• [DIRECTIONS FOR THIS TASK] Reproduce the listing below in full and without alteration, apart from its pictures.

══ MATERIAL

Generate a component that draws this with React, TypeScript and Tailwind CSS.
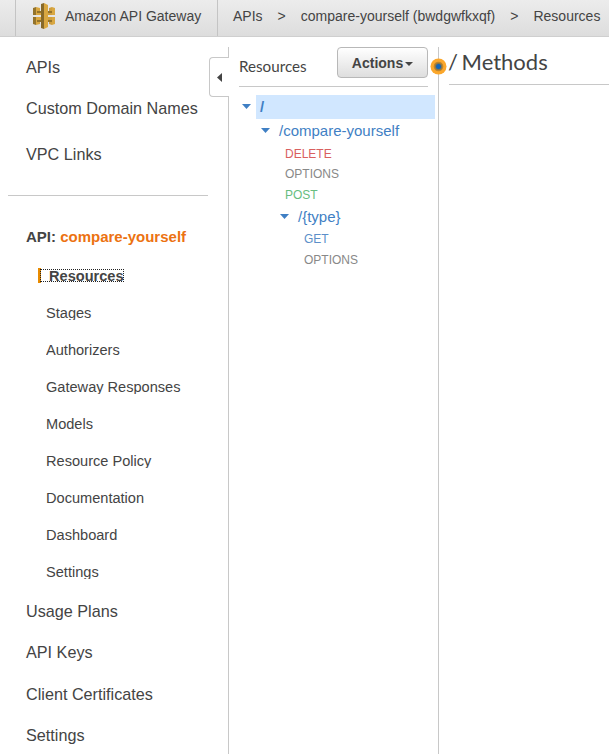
import React from "react";

const sans = "font-['Liberation_Sans',Arial,sans-serif]";
const lato = "font-[Lato,sans-serif]";

function GatewayLogo() {
  return (
    <svg width="22" height="26" viewBox="0 0 22 26" className="block shrink-0">
      <path d="M0 5l3-1v8H0zM0 14h3v8l-3-1z" fill="#93732b" />
      <path d="M3 4l4 1v3h1v4H3zM3 14h5v4H7v3l-4 1z" fill="#d9a741" />
      <path d="M4 8h4v2H4zM4 17h4v2H4z" fill="#93732b" />
      <path d="M8 1l3-1v26l-3-1z" fill="#876929" />
      <path d="M11 0l4 2v22l-4 2z" fill="#d9a741" />
      <path d="M15 8h1V5l3-1v8h-4zM15 14h4v8l-3-1v-3h-1z" fill="#cf9e3d" />
      <path d="M15 8h4v2h-4zM15 17h4v2h-4z" fill="#93732b" />
      <path d="M19 4l3 1v7h-3zM19 14h3v7l-3 1z" fill="#d9a741" />
    </svg>
  );
}

function Caret() {
  return (
    <svg width="9" height="5" viewBox="0 0 9 5" className="-mt-px block shrink-0">
      <path d="M0 0h9L4.5 5z" fill="#3f7fc4" />
    </svg>
  );
}

function NavItem({ label, height }: { label: string; height: string }) {
  return <a className={`flex items-center pl-[26px] text-[16.2px] ${height}`}>{label}</a>;
}

const subItems = [
  "Stages",
  "Authorizers",
  "Gateway Responses",
  "Models",
  "Resource Policy",
  "Documentation",
  "Dashboard",
  "Settings",
];

function Sidebar() {
  return (
    <nav className="w-[228px] shrink-0">
      <div className="h-[10px]" />
      <NavItem label="APIs" height="h-[41px]" />
      <NavItem label="Custom Domain Names" height="h-[41px]" />
      <NavItem label="VPC Links" height="h-[51px]" />
      <div className="mt-[15px] ml-2 h-px w-[200px] bg-[#c8c8c8]" />
      <div className="mt-[31px] flex h-5 items-center pl-[26px] text-[15px] font-bold">
        <span>
          API: <span className="text-[#ec7211]">compare-yourself</span>
        </span>
      </div>
      <div className="mt-[21px] ml-[38px] flex h-[15px] items-center">
        <div className="h-[15px] w-[3px] bg-[#e88b01]" />
        <div className="-ml-px h-[13px] w-[84px] border border-dotted border-[#222] pl-2 text-[14.58px] leading-[12px] font-bold">
          Resources
        </div>
      </div>
      <div className="mt-[22px] flex flex-col gap-[22px] pl-[46px]">
        {subItems.map((s) => (
          <a key={s} className="h-[15px] overflow-hidden text-[14.58px] leading-[17px]">
            {s}
          </a>
        ))}
      </div>
      <div className="h-[12px]" />
      <NavItem label="Usage Plans" height="h-[41px]" />
      <NavItem label="API Keys" height="h-[41px]" />
      <NavItem label="Client Certificates" height="h-[43px]" />
      <NavItem label="Settings" height="h-[39px]" />
    </nav>
  );
}

function Method({ name, className }: { name: string; className: string }) {
  return <div className={`flex items-center text-xs ${className}`}>{name}</div>;
}

function ResourceTree() {
  return (
    <section className="relative mt-[10px] w-[211px] shrink-0 border-x border-[#c8c8c8]">
      <button
        aria-label="Collapse navigation"
        className="absolute top-[10px] -left-5 flex h-10 w-5 items-center rounded-l border border-r-0 border-[#c8c8c8] bg-white pl-[7px]"
      >
        <svg width="5" height="9" viewBox="0 0 5 9">
          <path d="M5 0v9L0 4.5z" fill="#444" />
        </svg>
      </button>
      <div className="mr-[10px] ml-[10px] flex h-10 justify-between border-b border-[#c8c8c8]">
        <h2 className={`pt-[9px] text-[15.2px] leading-[20px] ${lato}`}>Resources</h2>
        <button className="flex h-[31px] w-[91px] items-center justify-center gap-[2px] rounded border border-[#b8b8b8] bg-gradient-to-b from-white to-[#dedede] text-sm font-bold">
          Actions
          <svg width="8" height="4" viewBox="0 0 8 4" className="mt-[2px]">
            <path d="M0 0h8L4 4z" fill="#444" />
          </svg>
        </button>
      </div>
      <div className="pt-2 text-[#3f7fc4]">
        <div className="flex h-6 items-center pr-[3px] pl-[13px] text-[15px]">
          <Caret />
          <span className="ml-[5px] flex h-6 flex-1 items-center bg-[#d1e7ff] pl-1 font-bold">/</span>
        </div>
        <div className="flex h-6 items-center gap-[9px] pl-8 text-[15px]">
          <Caret />
          /compare-yourself
        </div>
        <Method name="DELETE" className="h-[21px] pl-14 text-[#d9605f]" />
        <Method name="OPTIONS" className="h-5 pl-14 text-[#888]" />
        <Method name="POST" className="h-[21px] pl-14 text-[#67bd80]" />
        <div className="flex h-[23px] items-center gap-[9px] pt-px pl-[51px] text-[15px]">
          <Caret />
          /&#123;type&#125;
        </div>
        <Method name="GET" className="h-[21px] pl-[75px] text-[#5c8fc9]" />
        <Method name="OPTIONS" className="h-[21px] pl-[75px] text-[#888]" />
      </div>
      <svg width="17" height="17" viewBox="0 0 17 17" className="absolute top-[11px] -right-[9px]">
        <circle cx="8.5" cy="8.5" r="8" fill="#fba72b" />
        <circle cx="8.5" cy="8.5" r="4.8" fill="#ba8430" />
        <circle cx="8.5" cy="8.5" r="3.5" fill="#84734a" />
        <circle cx="8.5" cy="8.5" r="2.5" fill="#1166bb" />
      </svg>
    </section>
  );
}

function Header() {
  return (
    <header className="flex h-[37px] shrink-0 border-b border-[#cfcfcf] bg-gradient-to-b from-[#ececec] to-[#dddddd] text-sm whitespace-nowrap">
      <div className="ml-[15px] flex w-[203px] shrink-0 items-center border-x border-[#c4c4c4] pb-1 pl-[17px]">
        <GatewayLogo />
        <span className="ml-[10px]">Amazon API Gateway</span>
      </div>
      <div className="flex items-center gap-[15px] pb-1 pl-[15px]">
        <span>APIs</span>
        <span>&gt;</span>
        <span>compare-yourself (bwdgwfkxqf)</span>
        <span>&gt;</span>
        <span>Resources</span>
      </div>
    </header>
  );
}

export default function App() {
  return (
    <div className={`flex h-[754px] w-[609px] flex-col overflow-hidden bg-white text-[#444] ${sans}`}>
      <Header />
      <div className="flex min-h-0 flex-1">
        <Sidebar />
        <ResourceTree />
        <main className="mt-[10px] min-w-0 flex-1 pl-[10px]">
          <h1 className={`-ml-px h-[38px] text-[22px] leading-[30px] [word-spacing:-2px] ${lato}`}>/ Methods</h1>
          <div className="-mt-px h-px bg-[#c8c8c8]" />
        </main>
      </div>
    </div>
  );
}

════

• [RESPONSE TO THE EXERCISE]
Generate a component that draws this with React, TypeScript and Tailwind CSS.
import React from "react";

const sans = "font-['Liberation_Sans',Arial,sans-serif]";
const lato = "font-[Lato,sans-serif]";

function GatewayLogo() {
  return (
    <svg width="22" height="26" viewBox="0 0 22 26" className="block shrink-0">
      <path d="M0 5l3-1v8H0zM0 14h3v8l-3-1z" fill="#93732b" />
      <path d="M3 4l4 1v3h1v4H3zM3 14h5v4H7v3l-4 1z" fill="#d9a741" />
      <path d="M4 8h4v2H4zM4 17h4v2H4z" fill="#93732b" />
      <path d="M8 1l3-1v26l-3-1z" fill="#876929" />
      <path d="M11 0l4 2v22l-4 2z" fill="#d9a741" />
      <path d="M15 8h1V5l3-1v8h-4zM15 14h4v8l-3-1v-3h-1z" fill="#cf9e3d" />
      <path d="M15 8h4v2h-4zM15 17h4v2h-4z" fill="#93732b" />
      <path d="M19 4l3 1v7h-3zM19 14h3v7l-3 1z" fill="#d9a741" />
    </svg>
  );
}

function Caret() {
  return (
    <svg width="9" height="5" viewBox="0 0 9 5" className="-mt-px block shrink-0">
      <path d="M0 0h9L4.5 5z" fill="#3f7fc4" />
    </svg>
  );
}

function NavItem({ label, height }: { label: string; height: string }) {
  return <a className={`flex items-center pl-[26px] text-[16.2px] ${height}`}>{label}</a>;
}

const subItems = [
  "Stages",
  "Authorizers",
  "Gateway Responses",
  "Models",
  "Resource Policy",
  "Documentation",
  "Dashboard",
  "Settings",
];

function Sidebar() {
  return (
    <nav className="w-[228px] shrink-0">
      <div className="h-[10px]" />
      <NavItem label="APIs" height="h-[41px]" />
      <NavItem label="Custom Domain Names" height="h-[41px]" />
      <NavItem label="VPC Links" height="h-[51px]" />
      <div className="mt-[15px] ml-2 h-px w-[200px] bg-[#c8c8c8]" />
      <div className="mt-[31px] flex h-5 items-center pl-[26px] text-[15px] font-bold">
        <span>
          API: <span className="text-[#ec7211]">compare-yourself</span>
        </span>
      </div>
      <div className="mt-[21px] ml-[38px] flex h-[15px] items-center">
        <div className="h-[15px] w-[3px] bg-[#e88b01]" />
        <div className="-ml-px h-[13px] w-[84px] border border-dotted border-[#222] pl-2 text-[14.58px] leading-[12px] font-bold">
          Resources
        </div>
      </div>
      <div className="mt-[22px] flex flex-col gap-[22px] pl-[46px]">
        {subItems.map((s) => (
          <a key={s} className="h-[15px] overflow-hidden text-[14.58px] leading-[17px]">
            {s}
          </a>
        ))}
      </div>
      <div className="h-[12px]" />
      <NavItem label="Usage Plans" height="h-[41px]" />
      <NavItem label="API Keys" height="h-[41px]" />
      <NavItem label="Client Certificates" height="h-[43px]" />
      <NavItem label="Settings" height="h-[39px]" />
    </nav>
  );
}

function Method({ name, className }: { name: string; className: string }) {
  return <div className={`flex items-center text-xs ${className}`}>{name}</div>;
}

function ResourceTree() {
  return (
    <section className="relative mt-[10px] w-[211px] shrink-0 border-x border-[#c8c8c8]">
      <button
        aria-label="Collapse navigation"
        className="absolute top-[10px] -left-5 flex h-10 w-5 items-center rounded-l border border-r-0 border-[#c8c8c8] bg-white pl-[7px]"
      >
        <svg width="5" height="9" viewBox="0 0 5 9">
          <path d="M5 0v9L0 4.5z" fill="#444" />
        </svg>
      </button>
      <div className="mr-[10px] ml-[10px] flex h-10 justify-between border-b border-[#c8c8c8]">
        <h2 className={`pt-[9px] text-[15.2px] leading-[20px] ${lato}`}>Resources</h2>
        <button className="flex h-[31px] w-[91px] items-center justify-center gap-[2px] rounded border border-[#b8b8b8] bg-gradient-to-b from-white to-[#dedede] text-sm font-bold">
          Actions
          <svg width="8" height="4" viewBox="0 0 8 4" className="mt-[2px]">
            <path d="M0 0h8L4 4z" fill="#444" />
          </svg>
        </button>
      </div>
      <div className="pt-2 text-[#3f7fc4]">
        <div className="flex h-6 items-center pr-[3px] pl-[13px] text-[15px]">
          <Caret />
          <span className="ml-[5px] flex h-6 flex-1 items-center bg-[#d1e7ff] pl-1 font-bold">/</span>
        </div>
        <div className="flex h-6 items-center gap-[9px] pl-8 text-[15px]">
          <Caret />
          /compare-yourself
        </div>
        <Method name="DELETE" className="h-[21px] pl-14 text-[#d9605f]" />
        <Method name="OPTIONS" className="h-5 pl-14 text-[#888]" />
        <Method name="POST" className="h-[21px] pl-14 text-[#67bd80]" />
        <div className="flex h-[23px] items-center gap-[9px] pt-px pl-[51px] text-[15px]">
          <Caret />
          /&#123;type&#125;
        </div>
        <Method name="GET" className="h-[21px] pl-[75px] text-[#5c8fc9]" />
        <Method name="OPTIONS" className="h-[21px] pl-[75px] text-[#888]" />
      </div>
      <svg width="17" height="17" viewBox="0 0 17 17" className="absolute top-[11px] -right-[9px]">
        <circle cx="8.5" cy="8.5" r="8" fill="#fba72b" />
        <circle cx="8.5" cy="8.5" r="4.8" fill="#ba8430" />
        <circle cx="8.5" cy="8.5" r="3.5" fill="#84734a" />
        <circle cx="8.5" cy="8.5" r="2.5" fill="#1166bb" />
      </svg>
    </section>
  );
}

function Header() {
  return (
    <header className="flex h-[37px] shrink-0 border-b border-[#cfcfcf] bg-gradient-to-b from-[#ececec] to-[#dddddd] text-sm whitespace-nowrap">
      <div className="ml-[15px] flex w-[203px] shrink-0 items-center border-x border-[#c4c4c4] pb-1 pl-[17px]">
        <GatewayLogo />
        <span className="ml-[10px]">Amazon API Gateway</span>
      </div>
      <div className="flex items-center gap-[15px] pb-1 pl-[15px]">
        <span>APIs</span>
        <span>&gt;</span>
        <span>compare-yourself (bwdgwfkxqf)</span>
        <span>&gt;</span>
        <span>Resources</span>
      </div>
    </header>
  );
}

export default function App() {
  return (
    <div className={`flex h-[754px] w-[609px] flex-col overflow-hidden bg-white text-[#444] ${sans}`}>
      <Header />
      <div className="flex min-h-0 flex-1">
        <Sidebar />
        <ResourceTree />
        <main className="mt-[10px] min-w-0 flex-1 pl-[10px]">
          <h1 className={`-ml-px h-[38px] text-[22px] leading-[30px] [word-spacing:-2px] ${lato}`}>/ Methods</h1>
          <div className="-mt-px h-px bg-[#c8c8c8]" />
        </main>
      </div>
    </div>
  );
}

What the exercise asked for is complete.